Items from a data source
============

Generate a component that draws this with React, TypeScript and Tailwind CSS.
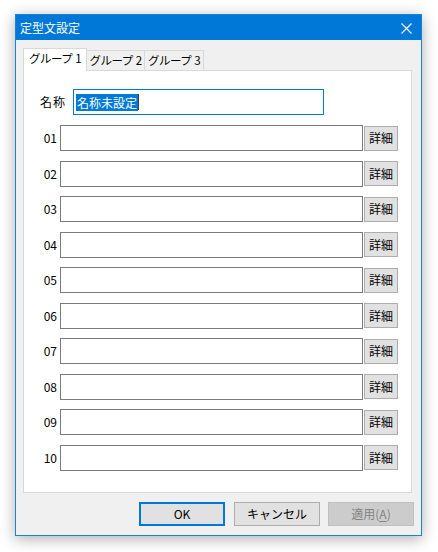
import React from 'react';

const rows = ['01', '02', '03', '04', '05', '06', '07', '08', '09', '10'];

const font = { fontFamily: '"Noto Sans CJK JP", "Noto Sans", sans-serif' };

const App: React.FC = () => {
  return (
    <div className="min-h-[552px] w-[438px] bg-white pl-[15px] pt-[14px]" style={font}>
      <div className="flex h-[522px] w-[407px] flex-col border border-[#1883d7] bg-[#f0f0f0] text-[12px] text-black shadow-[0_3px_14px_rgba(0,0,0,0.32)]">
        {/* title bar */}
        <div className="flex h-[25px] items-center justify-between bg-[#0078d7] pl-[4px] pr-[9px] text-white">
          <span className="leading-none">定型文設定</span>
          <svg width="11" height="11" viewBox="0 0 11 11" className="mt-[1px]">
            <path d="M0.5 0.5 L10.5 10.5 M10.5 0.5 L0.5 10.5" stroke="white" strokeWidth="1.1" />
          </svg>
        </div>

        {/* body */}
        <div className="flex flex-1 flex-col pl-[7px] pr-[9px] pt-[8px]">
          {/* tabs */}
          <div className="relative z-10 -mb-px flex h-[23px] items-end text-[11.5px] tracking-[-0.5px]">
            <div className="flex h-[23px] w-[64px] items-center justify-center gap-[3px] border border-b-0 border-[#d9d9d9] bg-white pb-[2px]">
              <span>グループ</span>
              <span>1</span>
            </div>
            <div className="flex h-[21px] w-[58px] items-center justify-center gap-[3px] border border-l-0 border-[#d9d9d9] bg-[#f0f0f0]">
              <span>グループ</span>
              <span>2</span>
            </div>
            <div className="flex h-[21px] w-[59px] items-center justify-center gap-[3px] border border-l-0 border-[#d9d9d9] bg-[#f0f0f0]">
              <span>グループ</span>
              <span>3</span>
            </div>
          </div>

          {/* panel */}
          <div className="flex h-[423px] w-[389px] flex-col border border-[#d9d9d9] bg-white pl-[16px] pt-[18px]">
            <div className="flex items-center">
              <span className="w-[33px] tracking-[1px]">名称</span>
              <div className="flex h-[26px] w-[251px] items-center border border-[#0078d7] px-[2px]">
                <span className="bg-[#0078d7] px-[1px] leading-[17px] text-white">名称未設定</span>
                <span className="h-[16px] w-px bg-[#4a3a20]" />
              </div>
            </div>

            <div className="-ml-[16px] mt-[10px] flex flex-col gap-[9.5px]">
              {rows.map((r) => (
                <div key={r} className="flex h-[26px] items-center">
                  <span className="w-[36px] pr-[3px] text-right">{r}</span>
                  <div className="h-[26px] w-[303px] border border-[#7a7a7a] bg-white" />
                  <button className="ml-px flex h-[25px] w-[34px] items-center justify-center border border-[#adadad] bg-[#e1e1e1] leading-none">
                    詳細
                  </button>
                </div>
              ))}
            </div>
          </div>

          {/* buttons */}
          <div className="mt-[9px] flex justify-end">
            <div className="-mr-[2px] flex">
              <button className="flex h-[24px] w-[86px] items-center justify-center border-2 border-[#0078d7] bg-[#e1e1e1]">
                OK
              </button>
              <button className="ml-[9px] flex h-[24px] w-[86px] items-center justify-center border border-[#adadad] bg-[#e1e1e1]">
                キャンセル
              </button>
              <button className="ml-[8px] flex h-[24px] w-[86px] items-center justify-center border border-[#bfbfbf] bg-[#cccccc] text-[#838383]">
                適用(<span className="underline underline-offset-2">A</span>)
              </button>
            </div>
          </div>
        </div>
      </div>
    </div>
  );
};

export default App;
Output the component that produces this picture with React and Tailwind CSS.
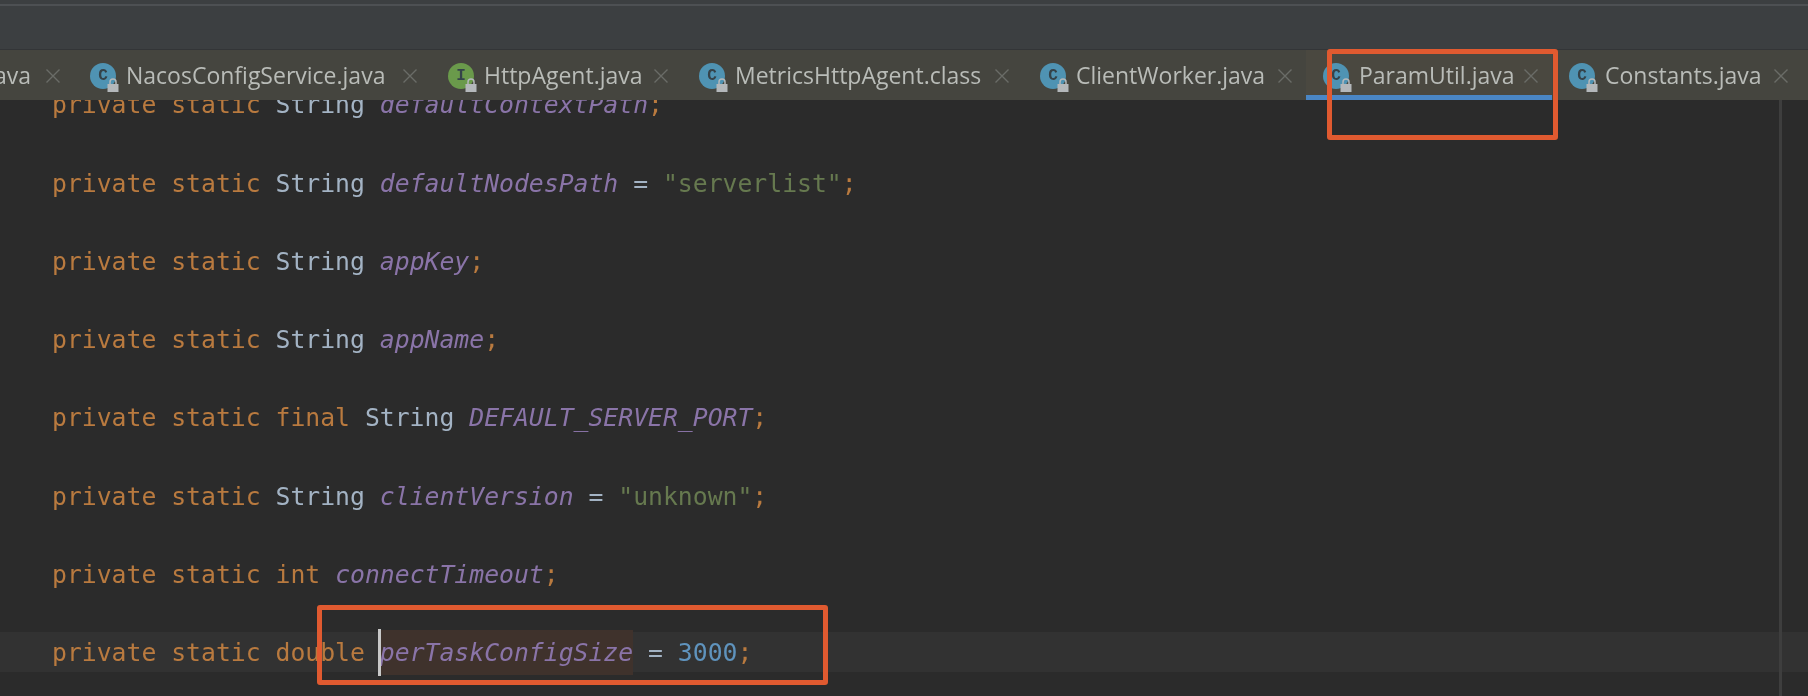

============

▶ [WHAT YOU WILL DO] Repeat the material above in full and exactly, omitting the pictures.

▶ [SOLUTION BELOW]
Generate a component that draws this with React, TypeScript and Tailwind CSS.
import React from 'react';

const rows = ['01', '02', '03', '04', '05', '06', '07', '08', '09', '10'];

const font = { fontFamily: '"Noto Sans CJK JP", "Noto Sans", sans-serif' };

const App: React.FC = () => {
  return (
    <div className="min-h-[552px] w-[438px] bg-white pl-[15px] pt-[14px]" style={font}>
      <div className="flex h-[522px] w-[407px] flex-col border border-[#1883d7] bg-[#f0f0f0] text-[12px] text-black shadow-[0_3px_14px_rgba(0,0,0,0.32)]">
        {/* title bar */}
        <div className="flex h-[25px] items-center justify-between bg-[#0078d7] pl-[4px] pr-[9px] text-white">
          <span className="leading-none">定型文設定</span>
          <svg width="11" height="11" viewBox="0 0 11 11" className="mt-[1px]">
            <path d="M0.5 0.5 L10.5 10.5 M10.5 0.5 L0.5 10.5" stroke="white" strokeWidth="1.1" />
          </svg>
        </div>

        {/* body */}
        <div className="flex flex-1 flex-col pl-[7px] pr-[9px] pt-[8px]">
          {/* tabs */}
          <div className="relative z-10 -mb-px flex h-[23px] items-end text-[11.5px] tracking-[-0.5px]">
            <div className="flex h-[23px] w-[64px] items-center justify-center gap-[3px] border border-b-0 border-[#d9d9d9] bg-white pb-[2px]">
              <span>グループ</span>
              <span>1</span>
            </div>
            <div className="flex h-[21px] w-[58px] items-center justify-center gap-[3px] border border-l-0 border-[#d9d9d9] bg-[#f0f0f0]">
              <span>グループ</span>
              <span>2</span>
            </div>
            <div className="flex h-[21px] w-[59px] items-center justify-center gap-[3px] border border-l-0 border-[#d9d9d9] bg-[#f0f0f0]">
              <span>グループ</span>
              <span>3</span>
            </div>
          </div>

          {/* panel */}
          <div className="flex h-[423px] w-[389px] flex-col border border-[#d9d9d9] bg-white pl-[16px] pt-[18px]">
            <div className="flex items-center">
              <span className="w-[33px] tracking-[1px]">名称</span>
              <div className="flex h-[26px] w-[251px] items-center border border-[#0078d7] px-[2px]">
                <span className="bg-[#0078d7] px-[1px] leading-[17px] text-white">名称未設定</span>
                <span className="h-[16px] w-px bg-[#4a3a20]" />
              </div>
            </div>

            <div className="-ml-[16px] mt-[10px] flex flex-col gap-[9.5px]">
              {rows.map((r) => (
                <div key={r} className="flex h-[26px] items-center">
                  <span className="w-[36px] pr-[3px] text-right">{r}</span>
                  <div className="h-[26px] w-[303px] border border-[#7a7a7a] bg-white" />
                  <button className="ml-px flex h-[25px] w-[34px] items-center justify-center border border-[#adadad] bg-[#e1e1e1] leading-none">
                    詳細
                  </button>
                </div>
              ))}
            </div>
          </div>

          {/* buttons */}
          <div className="mt-[9px] flex justify-end">
            <div className="-mr-[2px] flex">
              <button className="flex h-[24px] w-[86px] items-center justify-center border-2 border-[#0078d7] bg-[#e1e1e1]">
                OK
              </button>
              <button className="ml-[9px] flex h-[24px] w-[86px] items-center justify-center border border-[#adadad] bg-[#e1e1e1]">
                キャンセル
              </button>
              <button className="ml-[8px] flex h-[24px] w-[86px] items-center justify-center border border-[#bfbfbf] bg-[#cccccc] text-[#838383]">
                適用(<span className="underline underline-offset-2">A</span>)
              </button>
            </div>
          </div>
        </div>
      </div>
    </div>
  );
};

export default App;
Output the component that produces this picture with React and Tailwind CSS.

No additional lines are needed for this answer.